At the end of 2020, Visiontv. launched their own channel VTC (Vision TV Channel, styled as vtc. ) as part of their entertainment channels line-up and added Newsmax TV and Syria TV to their news channels.

On 22 November 2023, their main streaming portal was taken off Freeview with TV Extra being added instead. Vision247's other channels remained in Freeview's streaming line-up though Asharq News moved to channel 274, as MBC (My Binge Channel) took their previous channel 272 slot. Arise News was also taken from Freeview channel 262 at the same time but continues to be broadcast by Vision247 via the visiontv.co.uk website.

==Vision247 and Mondo Globo on Freeview==
As well as their own streaming portal, Vision247 Limited has teamed up with Canadian firm Mondo Globo to secure a more permanent channel position in the streaming area of Freeview for a number of Arabic channels.
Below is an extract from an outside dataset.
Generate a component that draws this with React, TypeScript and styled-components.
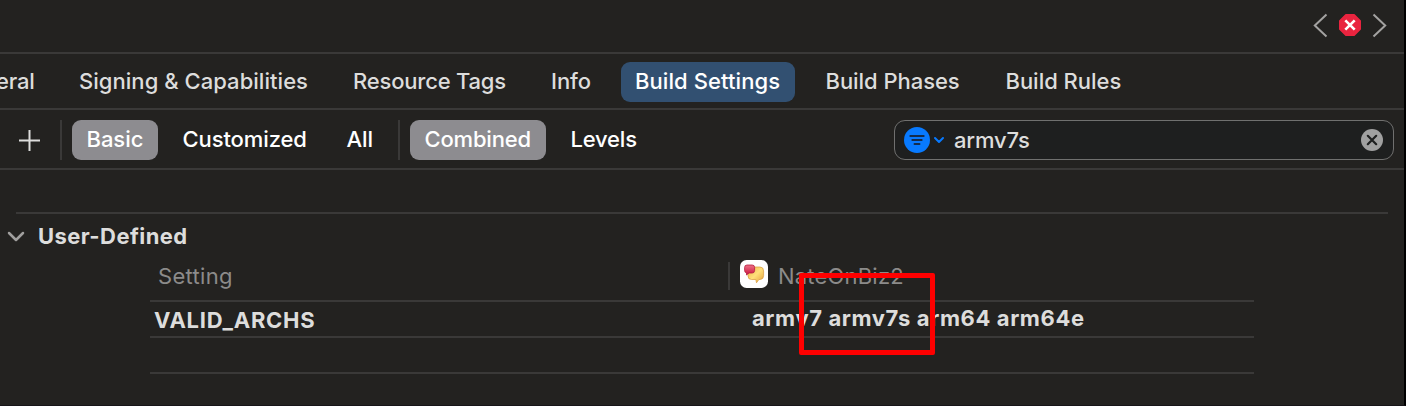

This has included a slot on Freeview channel 272 for Asharq News and channel 273 for MBC's Al Arabiya and Al Hadath services.

==VisionTV website channel line-up==
The channel line-up, as of 22 November 2022, on the visiontv.co.uk streaming service is as follows:
===Entertainment===
Source:
- Vision TV Channel
- SatinTV
- NTAI
- Supreme Master TV
- ARISEPlay
- Channel 7

===News===
- France24 English
- CGTN
- Newsmax TV
- Arise News
- Deutsche Welle
- France24 (French language)

===Sports===
- eSports24.tv
===TV Mall===
- JML Direct
- Jewellery Channel
- Best Direct
===Religion===
- Secrets Unsealed Ministry TV
- Faith TV
- Good News TV
- Daystar TV
===International===
- Iran International TV
- Sharjah TV
- Islam Channel
- British Muslim TV
- Sikh Channel

==Freeview channel line-up==
Channels found on the Freeview visiontv. streaming service, which was on Freeview until 22 November 2022, included:
- Arise News
- Arise Play (formally Live360)
- Al Araby Television
- Al Araby2
- Best Direct
- Brit Asia TV (An ex-Channelbox service)
- British Muslim TV
- Channel 7 (formally GNTV)
- Daystar
- DW English
- Edgy TV (broadcasting programmes from FTV.com)
- eSports24.tv
- Faith World TV
- France 24 French (also broadcasting via Channelbox)
- Good News TV
- Islam Channel
- Iran International
- JML
- Newsmax
- NTAI
- Propeller TV
- Revelation
- Sharjah TV
- Sikh Channel
- SportyStuffTV
- Supreme Master TV.com
- Syria TV
- Sum TV
- That's TV (only available via Vision TV on Freeview ch264, not through their website or app)
- 3ABN (broadcasting a number of separate channels for different languages: Dare to Dream, 3ABN, 3ABN Latino, 3ABN Proclaim!, 3ABN Français, 3ABN Kids, 3ABN Praise Him Music, 3ABN Russia,)
- TJC (The Jewellery Channel)
- UK44
- SinoTV
- Urdu1
- Glory TV
- Firstlight TV
- France 24 English (replaced by the French language version on 20 October 2022)
- Jesus Sanctuary
- Peace TV
- Peace TV Urdu
- Iqra TV
- Iqra TV Bangla
- Hellenic TV 1 (now broadcasts via Channelbox)
- HudaTV
- Spotlight TV (moved to Channelbox and now known as Music & Memories)
- YANGA!
- FashionTV (the main FTV.com channel, now broadcasting via Channelbox)
- Sports Tonight
- CGTN (previously available on Vision TV platform under the name CCTV News)
- ABP News
- Times Now
- Firstlight
- Dunamis TV
- IIPC TV

== Company structure ==
Vision247 is a private limited company, established as Vision IPTV Ltd in 2006 and renamed in 2013. Its sole director is Nduka Obaigbena, who has Nigerian nationality. There were 19 employees in 2019.